If {eq}\displaystyle {a_1} {/eq} is the amplitude of one phasor and {eq}\displaystyle {a_2} {/eq} that of the other and if the relative phase between the two is {eq}\displaystyle {\phi} {/eq} then the amplitude of the resultant wave is,

{eq}\displaystyle {a_r= \sqrt{a_1^2+a_2^2+2a_1a_2 \cos \phi}}---------(1) {/eq}

Here {eq}\displaystyle {a_1=a_2=a} {/eq}.

Therefore the resultant intensity at a point on the screen is,

{eq}\displaystyle { I=k(4a^2cos^2{\frac{\phi}{2})}}---------(2) {/eq}.

Here k is a proportionality constant.

Now a path difference of {eq}\displaystyle {\lambda} {/eq} corresponds to a phase difference of {eq}\displaystyle {2 \pi} {/eq}.

At a point P on the screen where there is no path diffference, the phase difference is zero.
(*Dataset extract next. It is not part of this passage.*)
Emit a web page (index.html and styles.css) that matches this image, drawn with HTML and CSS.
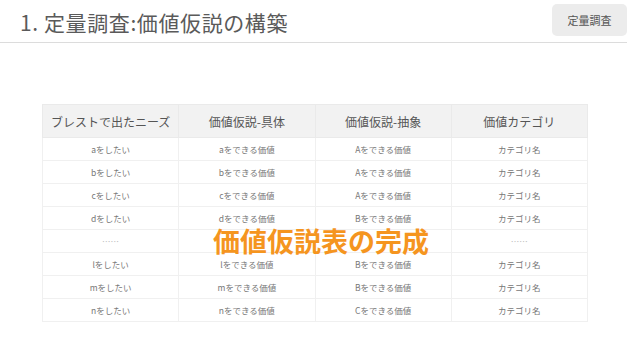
FILE: index.html
```html
<!DOCTYPE html>
<html lang="ja">
<head>
<meta charset="utf-8">
<link rel="stylesheet" href="styles.css">
</head>
<body>
<header class="top">
  <h1 class="title">1. 定量調査:価値仮説の構築</h1>
  <span class="tag">定量調査</span>
</header>
<main class="content">
  <table class="grid">
    <thead>
      <tr><th>ブレストで出たニーズ</th><th>価値仮説-具体</th><th>価値仮説-抽象</th><th>価値カテゴリ</th></tr>
    </thead>
    <tbody>
      <tr><td>aをしたい</td><td>aをできる価値</td><td>Aをできる価値</td><td>カテゴリ名</td></tr>
      <tr><td>bをしたい</td><td>bをできる価値</td><td>Aをできる価値</td><td>カテゴリ名</td></tr>
      <tr><td>cをしたい</td><td>cをできる価値</td><td>Aをできる価値</td><td>カテゴリ名</td></tr>
      <tr><td>dをしたい</td><td>dをできる価値</td><td>Bをできる価値</td><td>カテゴリ名</td></tr>
      <tr class="dots"><td>……</td><td></td><td></td><td>……</td></tr>
      <tr><td>lをしたい</td><td>lをできる価値</td><td>Bをできる価値</td><td>カテゴリ名</td></tr>
      <tr><td>mをしたい</td><td>mをできる価値</td><td>Bをできる価値</td><td>カテゴリ名</td></tr>
      <tr><td>nをしたい</td><td>nをできる価値</td><td>Cをできる価値</td><td>カテゴリ名</td></tr>
    </tbody>
  </table>
  <div class="stamp">価値仮説表の完成</div>
</main>
</body>
</html>
```

FILE: styles.css
```css
html, body {
  margin: 0;
  padding: 0;
  background: #fff;
  font-family: "Noto Sans CJK JP", "Noto Sans", sans-serif;
}
.top {
  display: flex;
  justify-content: space-between;
  align-items: flex-start;
  margin-right: 8px;
  padding: 4px 0 0 20px;
  height: 38px;
  border-bottom: 1px solid #dcdcdc;
}
.title {
  margin: 5px 0 0;
  font-size: 21px;
  line-height: 26px;
  font-weight: 400;
  color: #5a5a5a;
  letter-spacing: 0.6px;
}
.tag {
  width: 75px;
  height: 32px;
  border-radius: 5px;
  background: #ececec;
  color: #555;
  font-size: 11px;
  line-height: 32px;
  text-align: center;
}
.content {
  position: relative;
  padding: 61px 0 0 42px;
}
.grid {
  border-collapse: collapse;
  width: 546px;
  table-layout: fixed;
}
.grid th {
  background: #f2f2f2;
  color: #555;
  font-weight: 400;
  font-size: 12px;
  height: 32px;
  padding: 0;
  border: 1px solid #eaeaea;
}
.grid td {
  height: 22px;
  padding: 0;
  text-align: center;
  font-size: 8.5px;
  color: #777;
  border: 1px solid #f0f0f0;
}
.grid .dots td {
  color: #bbb;
}
.stamp {
  position: absolute;
  left: 213px;
  top: 184px;
  font-size: 27px;
  font-weight: 700;
  color: #f5951f;
  line-height: 1;
}
```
Hence from (2) we get the intensity as,

{eq}\displaystyle { I_P=4ka^2} {/eq}

At a point Q where the path difference is {eq}\displaystyle {\frac{\lambda}{4}} {/eq}, the phase difference is {eq}\displaystyle {\pi/2} {/eq}

Hence (2) gives,

{eq}\displaystyle { I_Q=4ka^2\cos^2{\frac{\pi}{4}}=2ka^2} {/eq}

Therefore,

{eq}\displaystyle {\frac{I_P}{I_Q}=2} {/eq}.